As it stands now, ASCI White is the fastest of the fast. The supercomputer can process information at up to 12.3 trillion calculations per second. That makes it No. 1 on the Top 500 list of supercomputers, equaling the combined capabilities of the next three fastest computers on the list, which top out at around 4 trillion calculations per second.

Getting to work early
IBM says the ASCI White supercomputer is ahead of schedule and producing scientific data after a shakedown period.

It's "been up and running for four or five months and has been going through testing," said Peter Ungaro, vice president of high performance computing sales for IBM.

Recently, scientists began using the computer for its intended research.

"We're actually getting real scientific results off the computer right now," Ungaro said.

For its part, IBM has been on a supercomputer run. Most recently, the company announced a supercomputer based on its forthcoming Power4 chip. The $27 million deal will install a supercomputer capable of 4.24 trillion calculations per second at the Korea Institute of Science, Technology and Information.

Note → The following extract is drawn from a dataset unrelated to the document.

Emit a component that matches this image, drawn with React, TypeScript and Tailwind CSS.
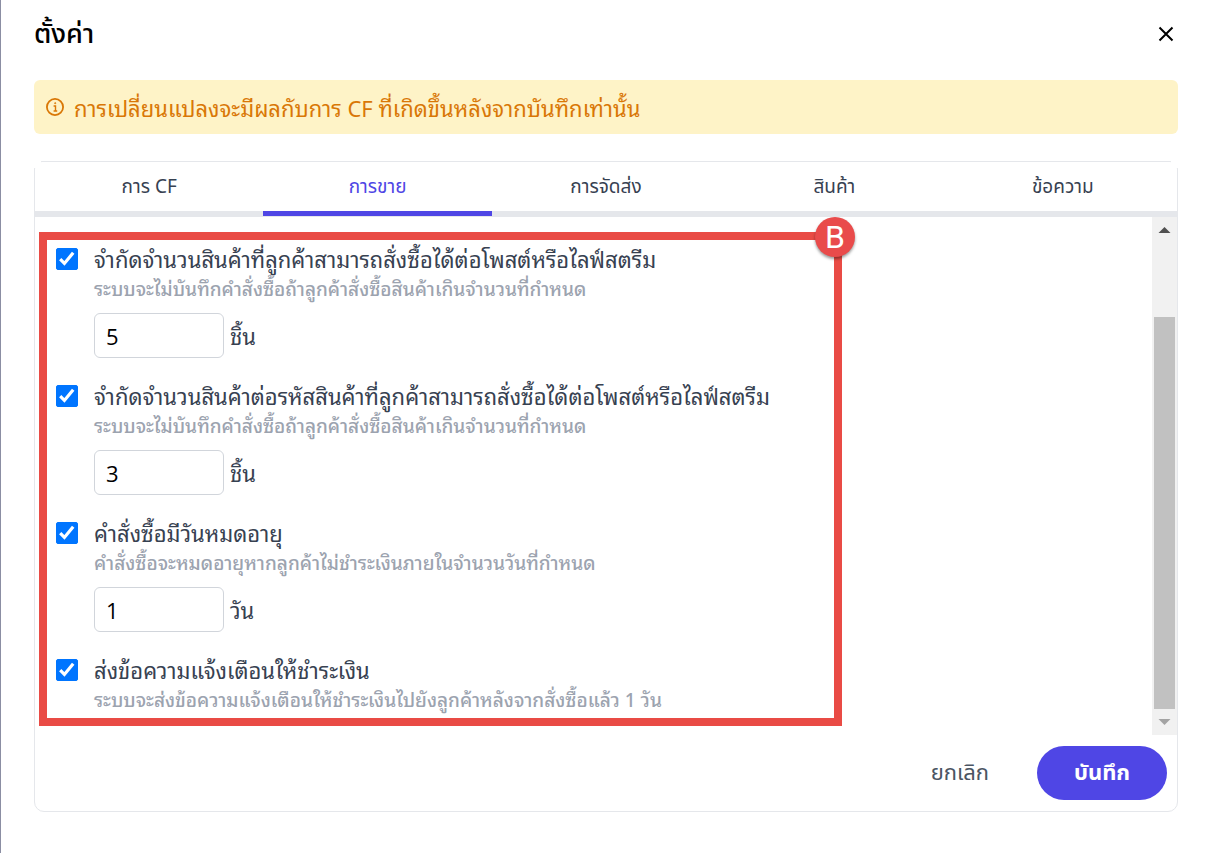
import { useState } from "react";

interface Option {
  id: string;
  title: string;
  note: string;
  amount?: number;
  unit?: string;
}

const tabs = ["การ CF", "การขาย", "การจัดส่ง", "สินค้า", "ข้อความ"];

const options: Option[] = [
  {
    id: "limit-order",
    title: "จำกัดจำนวนสินค้าที่ลูกค้าสามารถสั่งซื้อได้ต่อโพสต์หรือไลฟ์สตรีม",
    note: "ระบบจะไม่บันทึกคำสั่งซื้อถ้าลูกค้าสั่งซื้อสินค้าเกินจำนวนที่กำหนด",
    amount: 5,
    unit: "ชิ้น",
  },
  {
    id: "limit-code",
    title: "จำกัดจำนวนสินค้าต่อรหัสสินค้าที่ลูกค้าสามารถสั่งซื้อได้ต่อโพสต์หรือไลฟ์สตรีม",
    note: "ระบบจะไม่บันทึกคำสั่งซื้อถ้าลูกค้าสั่งซื้อสินค้าเกินจำนวนที่กำหนด",
    amount: 3,
    unit: "ชิ้น",
  },
  {
    id: "expire",
    title: "คำสั่งซื้อมีวันหมดอายุ",
    note: "คำสั่งซื้อจะหมดอายุหากลูกค้าไม่ชำระเงินภายในจำนวนวันที่กำหนด",
    amount: 1,
    unit: "วัน",
  },
  {
    id: "remind",
    title: "ส่งข้อความแจ้งเตือนให้ชำระเงิน",
    note: "ระบบจะส่งข้อความแจ้งเตือนให้ชำระเงินไปยังลูกค้าหลังจากสั่งซื้อแล้ว 1 วัน",
  },
];

function OptionRow({ option }: { option: Option }) {
  const [checked, setChecked] = useState(true);
  const [amount, setAmount] = useState(String(option.amount ?? ""));

  return (
    <div className="flex items-start gap-4">
      <span className="relative mt-0.5 flex shrink-0">
        <input
          id={option.id}
          type="checkbox"
          checked={checked}
          onChange={(e) => setChecked(e.target.checked)}
          className="h-[22px] w-[22px] appearance-none rounded-xs border border-gray-400 checked:border-[#0075ff] checked:bg-[#0075ff]"
        />
        {checked && (
          <svg viewBox="0 0 22 22" className="pointer-events-none absolute inset-0" fill="none" stroke="#fff" strokeWidth="3.2">
            <path d="M4.2 11.2 8.4 15.4 17.2 4.8" />
          </svg>
        )}
      </span>
      <div className="font-['Noto_Sans_Thai_Looped','Noto_Sans_Thai','Noto_Sans',sans-serif]">
        <label htmlFor={option.id} className="block text-[22px] leading-6 whitespace-nowrap text-[#374151]">
          {option.title}
        </label>
        <p className="mt-1 text-[19px] leading-7 font-medium whitespace-nowrap text-[#9ca3af]">{option.note}</p>
        {option.unit && (
          <div className="mt-[11px] flex items-center gap-1.5">
            <input
              type="text"
              aria-label={option.title}
              value={amount}
              onChange={(e) => setAmount(e.target.value)}
              className="h-[45px] w-[130px] rounded-md border border-[#d1d5db] px-[11px] font-['Open_Sans',sans-serif] text-[22px] text-black"
            />
            <span className="text-[22px] text-[#374151]">{option.unit}</span>
          </div>
        )}
      </div>
    </div>
  );
}

export default function App() {
  const [tab, setTab] = useState(1);

  return (
    <div className="min-h-screen border-l border-[#8b8ea3] bg-white pr-8 pb-[41px] pl-[33px] font-['Noto_Sans_Thai','Noto_Sans',sans-serif]">
      <header className="flex h-20 items-start justify-between pt-4">
        <h1 className="text-[27px] leading-[38px] font-medium text-black">ตั้งค่า</h1>
        <button aria-label="ปิด" className="mt-1.5 p-1">
          <svg width="16" height="16" viewBox="0 0 16 16" fill="none" stroke="#000" strokeWidth="2">
            <path d="M1.5 1.5 14.5 14.5M14.5 1.5 1.5 14.5" />
          </svg>
        </button>
      </header>

      <div className="flex h-[54px] items-center gap-2.5 rounded-md bg-[#fef3c7] px-3 text-[#d97706]">
        <svg width="18" height="18" viewBox="0 0 18 18" fill="none" stroke="currentColor" strokeWidth="1.8">
          <circle cx="9" cy="9" r="8.1" />
          <path d="M7.6 8H9.5V13M7.6 13H11.2" strokeWidth="1.4" />
          <circle cx="9.2" cy="5.2" r="0.6" fill="currentColor" strokeWidth="0.8" />
        </svg>
        <p className="font-['Noto_Sans_Thai_Looped','Noto_Sans_Thai','Noto_Sans',sans-serif] text-[22px]">
          การเปลี่ยนแปลงจะมีผลกับการ CF ที่เกิดขึ้นหลังจากบันทึกเท่านั้น
        </p>
      </div>

      <main className="relative mt-[27px] rounded-t-lg rounded-b-[10px] border border-[#e5e7eb]">
        <span className="absolute -top-px -left-px h-[7px] w-[7px] bg-white" />
        <span className="absolute -top-px -right-px h-[7px] w-[7px] bg-white" />

        <nav className="grid grid-cols-5">
          {tabs.map((name, i) => (
            <button
              key={name}
              onClick={() => setTab(i)}
              className={
                i === tab
                  ? "flex flex-col border-b border-[#e5e7eb] text-[19px] text-[#4f46e5]"
                  : "flex flex-col border-b border-[#e5e7eb] text-[19px] text-[#374151]"
              }
            >
              <span className="flex h-[49px] w-full items-center justify-center pt-1">{name}</span>
              <span className={i === tab ? "h-[5px] w-full bg-[#4f46e5]" : "h-[5px] w-full bg-[#e5e7eb]"} />
            </button>
          ))}
        </nav>

        <div className="flex justify-between">
          <section className="min-w-0 grow pt-[15px] pb-[9px] pl-1">
            <div className="relative flex w-[803px] max-w-full flex-col gap-[25px] border-8 border-[#e94b45] pt-1.5 pb-[5px] pl-[9px]">
              {options.map((option) => (
                <OptionRow key={option.id} option={option} />
              ))}
              <span className="absolute -top-[23px] -right-[21px] flex h-10 w-10 items-center justify-center rounded-full bg-[#e94b4b] font-[Roboto,sans-serif] text-[32px] text-white shadow-[0_2px_3px_rgba(0,0,0,0.4)]">
                B
              </span>
            </div>
          </section>
          <div className="flex w-[25px] shrink-0 flex-col items-center bg-[#f1f1f1]">
            <svg width="25" height="100" viewBox="0 0 25 100">
              <path d="M6.5 16 12.5 10 18.5 16Z" fill="#505050" />
            </svg>
            <div className="w-[21px] grow bg-[#c1c1c1]" />
            <svg width="25" height="26" viewBox="0 0 25 26">
              <path d="M6.5 10 12.5 16 18.5 10Z" fill="#a3a3a3" />
            </svg>
          </div>
        </div>

        <footer className="flex justify-end gap-6 px-2.5 py-[11px]">
          <button className="px-6 text-[22px] text-[#4b5563]">ยกเลิก</button>
          <button className="h-[54px] w-[130px] rounded-full bg-[#4f46e5] text-[22px] font-bold text-white">บันทึก</button>
        </footer>
      </main>
    </div>
  );
}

But to date, no company has plans to build a computer that would eclipse ASCI White, with its 8,192 processors and its huge physical size and weight--it's as big as two basketball courts and weighs in at 106 tons.

"On paper, we've put together systems that are larger," Ungaro said. "We just haven't found the customer yet."

Several other companies are also involved in the ASCI program. They include SGI, which built a supercomputer named Blue Mountain at Los Alamos National Laboratory in Los Alamos, N.M., and Intel, which built the ASCI Red machine at Sandia National Laboratories in Albuquerque, N.M.